TASK TO COMPLETE: Search the listing below for "page". Copy each matching line.

SUPPLIED INFORMATION:
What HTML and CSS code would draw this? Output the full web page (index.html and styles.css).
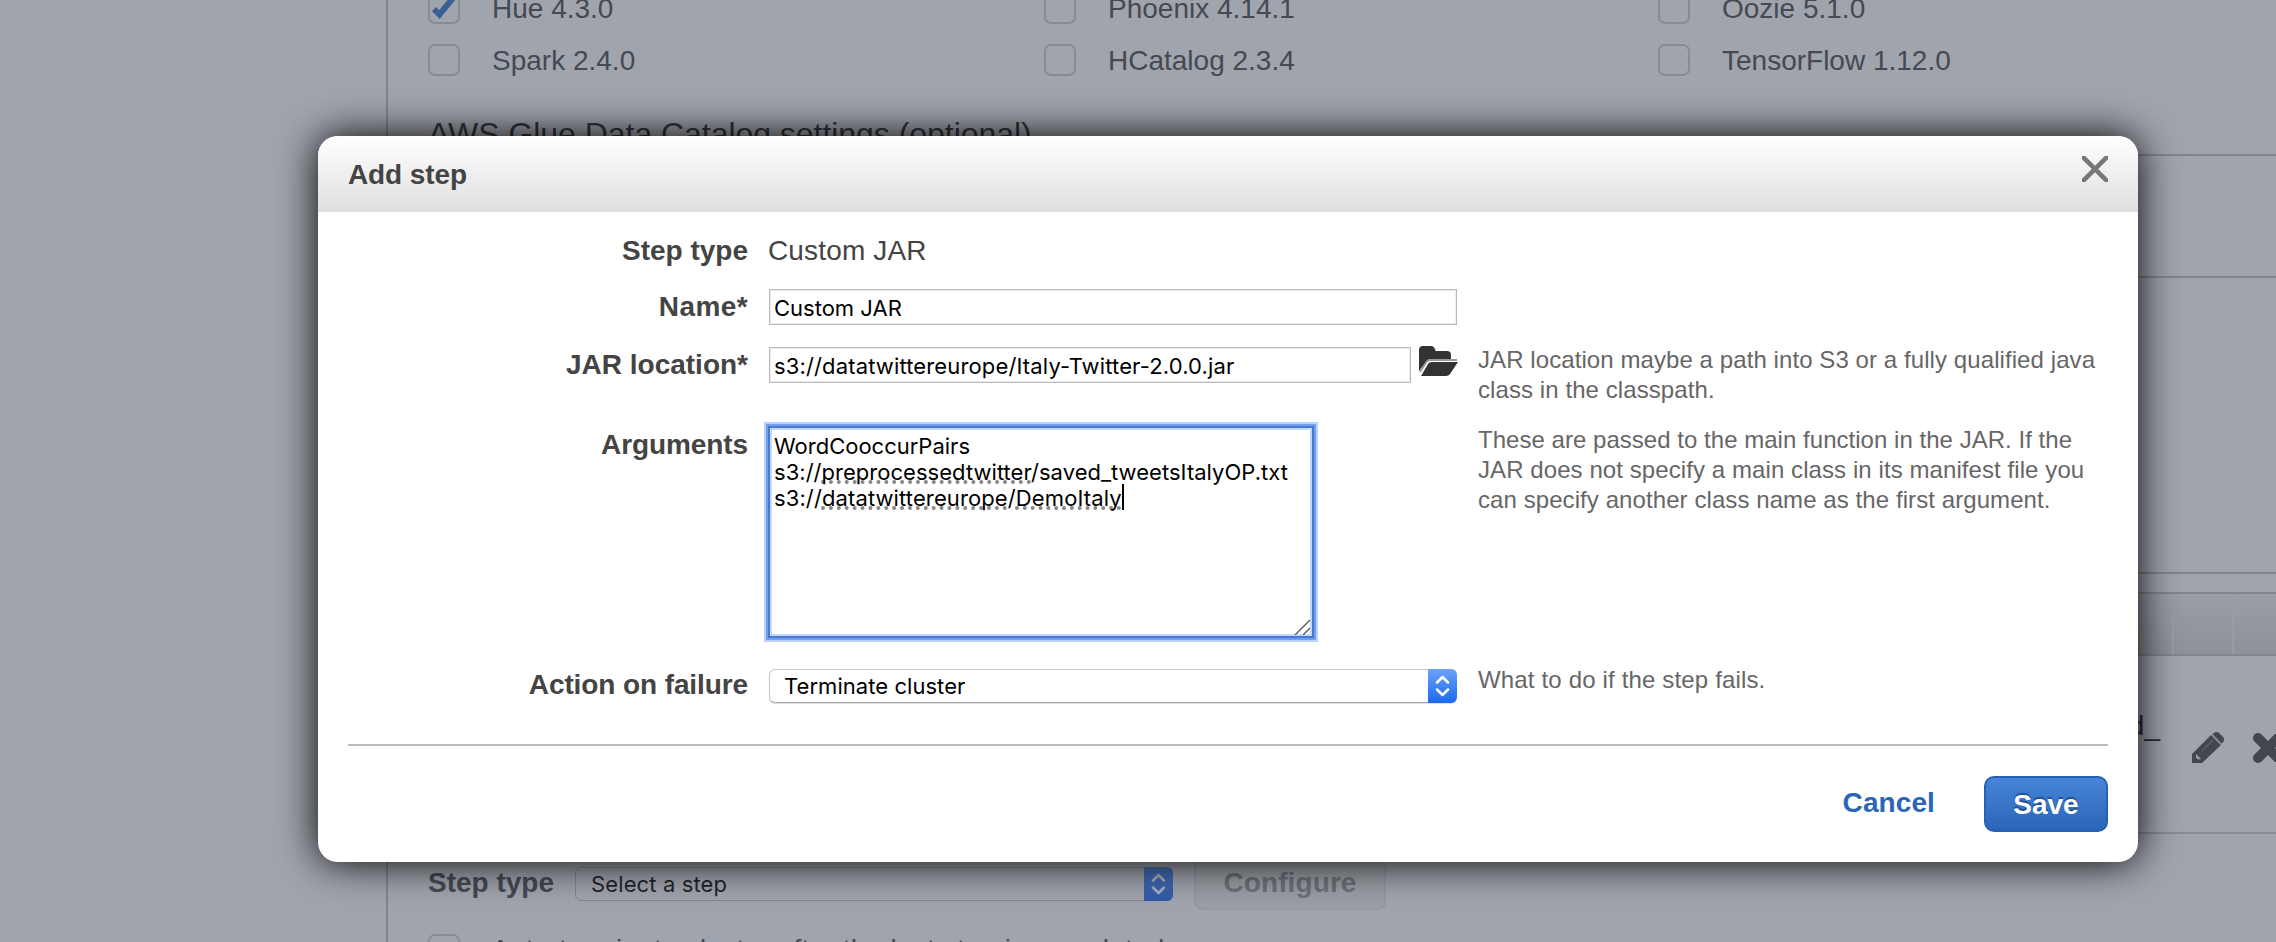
FILE: index.html
```
<!DOCTYPE html>
<html lang="en">
<head>
<meta charset="utf-8">
<title>Add step</title>
<link rel="stylesheet" href="styles.css">
</head>
<body>
<div class="page">
  <div class="sidebar"></div>
  <main class="content">
    <section class="apps">
      <div class="app"><span class="check on"><svg width="24" height="28" viewBox="0 0 24 28"><path d="M2 16l5.500 5.500L21 5" fill="none" stroke="#3a5f96" stroke-width="6"/></svg></span><span class="t">Hue 4.3.0</span></div>
      <div class="app"><span class="check"></span><span class="t">Phoenix 4.14.1</span></div>
      <div class="app"><span class="check"></span><span class="t">Oozie 5.1.0</span></div>
      <div class="app"><span class="check"></span><span class="t">Spark 2.4.0</span></div>
      <div class="app"><span class="check"></span><span class="t">HCatalog 2.3.4</span></div>
      <div class="app"><span class="check"></span><span class="t">TensorFlow 1.12.0</span></div>
    </section>
    <h2 class="glue">AWS Glue Data Catalog settings (optional)</h2>
    <div class="panel"></div>
    <div class="table-head"><i></i><i></i></div>
    <div class="table-row">
      <span class="t cell">saved_</span>
      <svg class="pencil" width="32" height="32" viewBox="0 0 32 32"><path d="M0 31V22L19 3l10 10L10 31z" fill="#42464f"/><path d="M20.500 2l2-1.500q2-1 4 0l5 5q1 2 0 4l-2 2z" fill="#42464f"/><path d="M20 3.500l9 9" stroke="#7d818a" stroke-width="1.500"/><path d="M10 19L21 8" stroke="#5c6069" stroke-width="1.500"/><path d="M4 22l5 5-3 .5-2-2z" fill="#9a9ea7"/></svg>
      <svg class="cross" width="32" height="32" viewBox="0 0 32 32"><path d="M6 6l20 20M26 6L6 26" stroke="#42464f" stroke-width="10" stroke-linecap="round"/></svg>
    </div>
    <div class="add-row">
      <b class="t add-label">Step type</b>
      <div class="select dim"><span class="t">Select a step</span><span class="arrows"><svg width="29" height="34" viewBox="0 0 29 34"><path d="M9 13.500l5.500-5.500 5.500 5.500M9 20.500l5.500 5.500 5.500-5.500" fill="none" stroke="#aab2c4" stroke-width="2.500" stroke-linecap="round" stroke-linejoin="round"/></svg></span></div>
      <div class="configure"><span class="t">Configure</span></div>
    </div>
    <div class="auto-row"><span class="check on"><svg width="24" height="28" viewBox="0 0 24 28"><path d="M2 18l5.500 5.500L21 9" fill="none" stroke="#3a5f96" stroke-width="6"/></svg></span><span class="t auto">Auto-terminate cluster after the last step is completed</span></div>
  </main>
</div>
<div class="modal">
  <header class="modal-head"><h1 class="t title">Add step</h1>
    <svg class="close" width="26" height="26" viewBox="0 0 26 26"><path d="M0 0l26 26M26 0L0 26" stroke="#777" stroke-width="4.500"/></svg>
  </header>
  <div class="form">
    <div class="row r-type"><label><span class="t">Step type</span></label><span class="t value">Custom JAR</span></div>
    <div class="row r-name"><label><span class="t wide">Name*</span></label><div class="input"><span class="t">Custom JAR</span></div></div>
    <div class="row r-jar"><label><span class="t">JAR location*</span></label><div class="input short"><span class="t spaced">s3://datatwittereurope/Italy-Twitter-2.0.0.jar</span></div>
      <svg class="folder" width="39" height="30" viewBox="0 0 39 30"><path d="M0 25V4q0-4 4-4h8q3.500 0 4.500 5H28q4 0 4 4v4H12q-3 0-5 3z" fill="#333"/><path d="M2 30L9 18q1-2 4-2h26l-8 12q-1.500 2-4 2z" fill="#333"/><path d="M1 26L7.500 16q1.200-2 4-2H38" fill="none" stroke="#999" stroke-width="1.800"/></svg>
      <p class="hint"><span class="t">JAR location maybe a path into S3 or a fully qualified java</span><span class="t">class in the classpath.</span></p></div>
    <div class="row r-args"><label><span class="t tight">Arguments</span></label>
      <div class="textarea"><span class="t">WordCooccurPairs</span><span class="t a2">s3://<u>preprocessedtwitter</u>/saved_tweetsItalyOP.txt</span><span class="t a3">s3://<u>datatwittereurope</u>/<u>DemoItaly</u></span><i class="caret"></i>
        <svg class="grip" width="16" height="16" viewBox="0 0 16 16"><path d="M1 16L16 1M9 16l7-7" stroke="#555" stroke-width="1.300"/></svg></div>
      <p class="hint"><span class="t first">These are passed to the main function in the JAR. If the</span><span class="t">JAR does not specify a main class in its manifest file you</span><span class="t">can specify another class name as the first argument.</span></p></div>
    <div class="row r-fail"><label><span class="t tight">Action on failure</span></label>
      <div class="select"><span class="t">Terminate cluster</span><span class="arrows"><svg width="29" height="34" viewBox="0 0 29 34"><path d="M9 13.500l5.500-5.500 5.500 5.500M9 20.500l5.500 5.500 5.500-5.500" fill="none" stroke="#fff" stroke-width="2.500" stroke-linecap="round" stroke-linejoin="round"/></svg></span></div>
      <p class="hint"><span class="t">What to do if the step fails.</span></p></div>
  </div>
  <footer class="modal-foot"><a class="t cancel">Cancel</a><div class="save"><span class="t">Save</span></div></footer>
</div>
</body>
</html>
```
FILE: styles.css
```
* { box-sizing: border-box; }
body { margin: 0; width: 2276px; height: 942px; overflow: hidden; background: #a0a4ad; font-family: "Liberation Sans", Arial, sans-serif; color: #444; }
.t { white-space: nowrap; display: inline-block; }
h1, h2, p { margin: 0; }
svg { display: block; flex: none; }
.page { display: flex; width: 2276px; height: 942px; overflow: hidden; color: #454952; }
.sidebar { width: 388px; flex: none; border-right: 2px solid #82868c; }
.content { flex: 1; min-width: 0; }
.apps { display: grid; grid-template-columns: 616px 614px 1fr; grid-template-rows: 52px 52px; margin: -18px 0 0 40px; height: 104px; font-size: 28px; }
.app { display: flex; align-items: center; gap: 32px; height: 52px; line-height: 50px; }
.app .t { padding-top: 2px; }
.check { width: 32px; height: 32px; flex: none; border: 2px solid #878b94; border-radius: 7px; }
.check svg { margin: -1px 0 0 2px; }
.glue { margin: 31px 0 0 40px; font-size: 32px; line-height: 34px; font-weight: 400; height: 37px; color: #32363e; white-space: nowrap; letter-spacing: -0.04px; }
.panel { height: 124px; border: solid #82868c; border-width: 2px 0; }
.table-head { margin-top: 294px; height: 84px; border-top: 2px solid #82868c; padding-top: 18px; display: flex; justify-content: flex-end; background: linear-gradient(#82868c, #82868c) 0 18px / 100% 2px no-repeat, linear-gradient(#82868c, #82868c) 0 100% / 100% 2px no-repeat, linear-gradient(#9a9ea7, #8d9199) 0 20px / 100% 60px no-repeat; }
.table-head i { width: 60px; margin: 2px 0 2px; border-left: 2px solid #989ca5; }
.table-head i:last-child { width: 44px; }
.table-row { height: 178px; border-bottom: 2px solid #878b93; display: flex; justify-content: flex-end; font-size: 28px; padding-top: 53px; color: #292c33; }
.cell { line-height: 34px; margin-right: 32px; height: 34px; }
.pencil { margin: 23px 28px 0 0; }
.cross { margin: 23px -8px 0 0; }
.add-row { display: flex; margin: 33px 0 0 40px; height: 43px; }
.add-label { font-size: 28px; line-height: 31px; width: 147px; }
.select { width: 688px; height: 34px; border: 1px solid #c8c8c8; border-bottom-color: #aaa; border-radius: 6px; display: flex; justify-content: space-between; font-family: Inter, sans-serif; font-size: 22px; line-height: 33px; letter-spacing: 0.05px; padding-left: 14px; color: #000; background: #fff; box-shadow: 0 1px 1px #ddd; }
.arrows { width: 29px; height: 34px; margin: -1px -1px 0 0; border-radius: 0 6px 6px 0; background: linear-gradient(#6aa3f6, #1d68f2); }
.select.dim { width: 598px; background: none; border-color: #83878f; color: #22252b; box-shadow: none; letter-spacing: 0.12px; padding-left: 15px; }
.dim .arrows { background: linear-gradient(#4a72ba, #3159a8); }
.configure { margin: -7px 0 0 21px; width: 192px; height: 50px; border: 2px solid #9498a0; border-radius: 8px; background: #9b9fa5; color: #6d7179; font-size: 28px; font-weight: 700; line-height: 41px; text-align: center; letter-spacing: 0.1px; }
.auto-row { display: flex; margin: 24px 0 0 40px; gap: 31px; font-size: 28px; }
.auto { line-height: 32px; letter-spacing: 0.22px; }

.modal { position: absolute; left: 318px; top: 136px; width: 1820px; height: 726px; border-radius: 20px; background: #fff; box-shadow: 0 0 40px #000; display: flex; flex-direction: column; }
.modal-head { height: 76px; border-radius: 20px 20px 0 0; background: linear-gradient(#fff, #dfdfdf); display: flex; justify-content: space-between; padding: 20px 30px 0; }
.title { font-size: 28px; line-height: 37px; letter-spacing: -0.1px; }
.form { height: 534px; border-bottom: 2px solid #bbb; margin: 0 30px; padding: 20px 0 0; }
.row { display: flex; }
.row label { width: 400px; flex: none; text-align: right; font-weight: 700; font-size: 28px; line-height: 36px; padding-top: 1px; }
.row label, .hint { white-space: nowrap; }
.wide { letter-spacing: 0.4px; }
.tight { letter-spacing: -0.1px; }
.spaced { letter-spacing: 0.14px; }
.value { font-size: 28px; line-height: 36px; margin: 1px 0 0 20px; letter-spacing: 0.15px; }
.r-type { height: 56px; }
.r-name { height: 58px; }
.r-jar { height: 80px; }
.r-args { height: 240px; }
.input { width: 688px; height: 36px; border: 1px solid #b9b9b9; box-shadow: inset 0 0 0 1px #ececec; margin: 1px 0 0 21px; padding-left: 4px; font-family: Inter, sans-serif; font-size: 22px; line-height: 36px; color: #000; }
.short { width: 642px; }
.folder { margin: 0 0 0 8px; }
.hint { display: flex; flex-direction: column; align-items: flex-start; margin: -1px 0 0 20px; font-size: 24px; line-height: 30px; letter-spacing: 0.08px; color: #666; }
.first { letter-spacing: 0.03px; }
.r-args .hint { margin-left: 164px; }
.r-fail .hint { margin-left: 21px; letter-spacing: 0.16px; }
.textarea { position: relative; width: 546px; height: 212px; margin: 0 0 0 20px; border: 2px solid #4878d0; box-shadow: 0 0 0 2px #6d9ff3, 0 0 0 4px #bcd2fa, inset 0 0 0 2px #c3d8fb; padding: 5px 4px; display: flex; flex-direction: column; align-items: flex-start; font-family: Inter, sans-serif; font-size: 22px; line-height: 26px; color: #000; }
.a2 { letter-spacing: 0.03px; }
.a3 { letter-spacing: 0.11px; }
.textarea u { text-decoration: underline dotted #888 4px; text-underline-offset: 0; text-decoration-skip-ink: none; }
.caret { position: absolute; left: 352px; top: 56px; width: 2px; height: 26px; background: #000; }
.grip { position: absolute; right: 2px; bottom: 1px; }
.r-fail .select { margin: 3px 0 0 21px; }
.modal-foot { display: flex; justify-content: flex-end; padding: 30px 30px 0; color: #2a66b7; font-weight: 700; }
.cancel { font-size: 28px; line-height: 36px; margin-right: 49px; margin-top: 9px; letter-spacing: 0.1px; }
.save { width: 124px; height: 56px; border: 2px solid #2861b4; border-radius: 10px; background: linear-gradient(#4785d8, #2a66b7); color: #fff; font-size: 28px; line-height: 53px; text-align: center; text-shadow: 0 -2px 1px #1d4f96; }
```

PROBLEM SOLUTION:
What HTML and CSS code would draw this? Output the full web page (index.html and styles.css).
<div class="page">
.page { display: flex; width: 2276px; height: 942px; overflow: hidden; color: #454952; }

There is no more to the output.